Fenomena ini melahirkan gejala khas pada tingkat individual, para politisi. Keadaan inilah yang kemudian melahirkan politisi-politisi ‘kutu loncat’. Karena ketidakpuasan atau estimasi, maupun tawaran yang menggiurkan, maka selain mendirikan partai baru, para politisi berpindah-pindah dari satu partai ke partai lainnya. Keadaan ini memunculkan pertanyaan, apakah ideologi benar-benar telah mati sehingga dengan mudahnya para politisi pindah ‘kos’ dari satu tempat yang lain.

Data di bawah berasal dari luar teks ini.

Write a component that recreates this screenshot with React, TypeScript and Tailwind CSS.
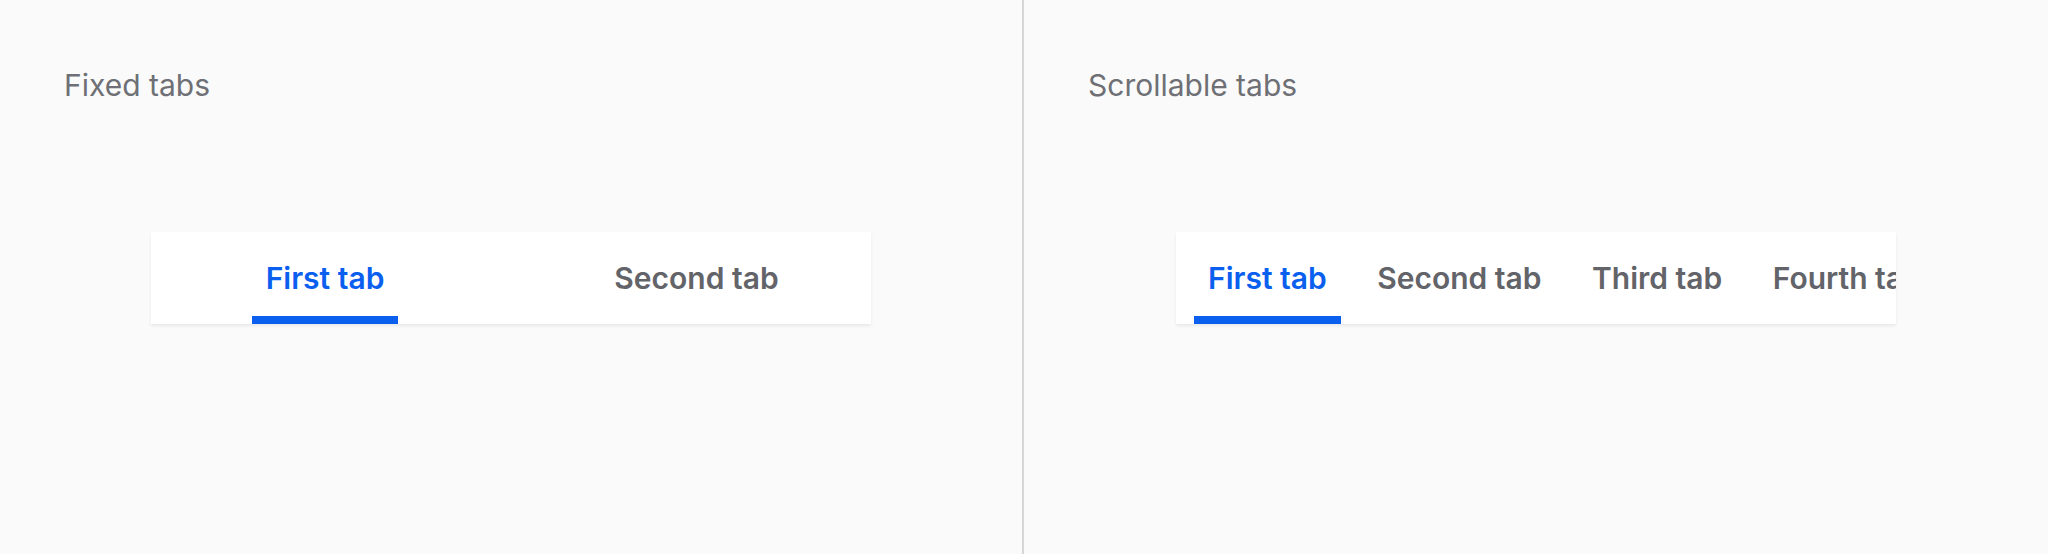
import React, { useState } from 'react';

const font = "font-['Inter','Noto_Sans',sans-serif]";

interface TabProps {
  label: string;
  active: boolean;
  onClick: () => void;
}

const Tab: React.FC<TabProps> = ({ label, active, onClick }) => (
  <button
    onClick={onClick}
    className={`relative h-full shrink-0 flex items-center px-[14px] whitespace-nowrap text-[30px] leading-none font-semibold ${
      active ? 'text-[#0b5fef]' : 'text-[#636469]'
    }`}
  >
    {label}
    {active && <span className="absolute left-0 right-0 bottom-0 h-[8px] bg-[#0b5fef]" />}
  </button>
);

const FixedTabs: React.FC = () => {
  const [active, setActive] = useState(0);
  const tabs = ['First tab', 'Second tab'];
  const widths = ['w-[348px]', 'w-[395px]'];
  return (
    <div className="mx-auto w-[720px] h-[92px] bg-white flex shadow-[0_2px_3px_rgba(0,0,0,0.07)]">
      {tabs.map((t, i) => (
        <div key={t} className={`${widths[i]} shrink-0 h-full flex justify-center`}>
          <Tab label={t} active={active === i} onClick={() => setActive(i)} />
        </div>
      ))}
    </div>
  );
};

const ScrollableTabs: React.FC = () => {
  const [active, setActive] = useState(0);
  const tabs = ['First tab', 'Second tab', 'Third tab', 'Fourth tab'];
  return (
    <div className="mx-auto w-[720px] h-[92px] bg-white flex gap-[22.5px] pl-[18px] overflow-hidden shadow-[0_2px_3px_rgba(0,0,0,0.07)]">
      {tabs.map((t, i) => (
        <Tab key={t} label={t} active={active === i} onClick={() => setActive(i)} />
      ))}
    </div>
  );
};

export default function App() {
  return (
    <div className={`w-[2048px] h-[554px] bg-[#fafafa] flex ${font}`}>
      <section className="w-[1022px] shrink-0 flex flex-col">
        <h2 className="pt-[70px] pl-[64px] text-[30px] leading-none font-normal text-[#6e7075]">Fixed tabs</h2>
        <div className="mt-[132px]">
          <FixedTabs />
        </div>
      </section>
      <div className="w-[2px] shrink-0 bg-[#d6d6d6]" />
      <section className="flex-1 flex flex-col">
        <h2 className="pt-[70px] pl-[64px] text-[30px] leading-none font-normal text-[#6e7075]">Scrollable tabs</h2>
        <div className="mt-[132px]">
          <ScrollableTabs />
        </div>
      </section>
    </div>
  );
}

Keadaan tersebut sesungguhnya tidak berdiri sendiri. Pertanyaan yang muncul kemudian, apakah semua partai memiliki ideologi? Tidak semua partai politik memiliki ideologi yang jelas. Partai politik yang memiliki ideologi dapat tercermin dari pendukungnya yang militan. PDI Perjuangan misalnya, oleh banyak pengamat disebut-sebut sebagai partai yang memiliki ideologi yang kuat. Karena itu kadernya memiliki militansi yang kuat. Beberapa partai Islam yang berbasis tradisional juga dianggap memiliki basis ideologi, bahkan pemilih tradisionalnya , juga kadernya enggan berpindah-pindah.


PARTAI DAN CALEG IDEAL
Lalu bagaimana karakter ideal partai politik muncul dan berkembang di Indonesia? Idealisasi ini mungkin bisa mereduksi fenomena politisi ‘kutu loncat’. Asumsinya jika kepartaian berkembang dengan baik, maka pendukung maupun para kadernya memiliki tingkat pemahaman yang jelas, bahwa partai didirikan bukan semata untuk tujuan kekuasaan tetapi terutama sebagai medium agregasi dan artikulasi kepentingan umum warga negara. Berikut ini beberapa karakter yang bisa disarikan, antara lain (Surbakti, 2002):

Pertama, partai politik yang dikehendaki terbentuk dan berkembang di Indonesia adalah partai politik yang dapat dikontrol oleh rakyat. Partai politik yang dapat dikontrol oleh rakyat adalah partai politik yang: (a) dibentuk dari kalangan kalangan masyarakat sebagai suatu gerakan rakyat; (b) partai politik yang mempunyai basis lokal yang jelas dan kuat; (c) dibentuk berdasarkan kepedulian yang sama pada satu atau lebih isu penting; (d) dari segi keuangan tergantung kepada iuran dan kontribusi para anggota; dan (e) para pengurus dan calon partai untuk lembaga legislatif dan eksekutif dipilih secara langsung, terbuka, dan kompetitif oleh para anggota.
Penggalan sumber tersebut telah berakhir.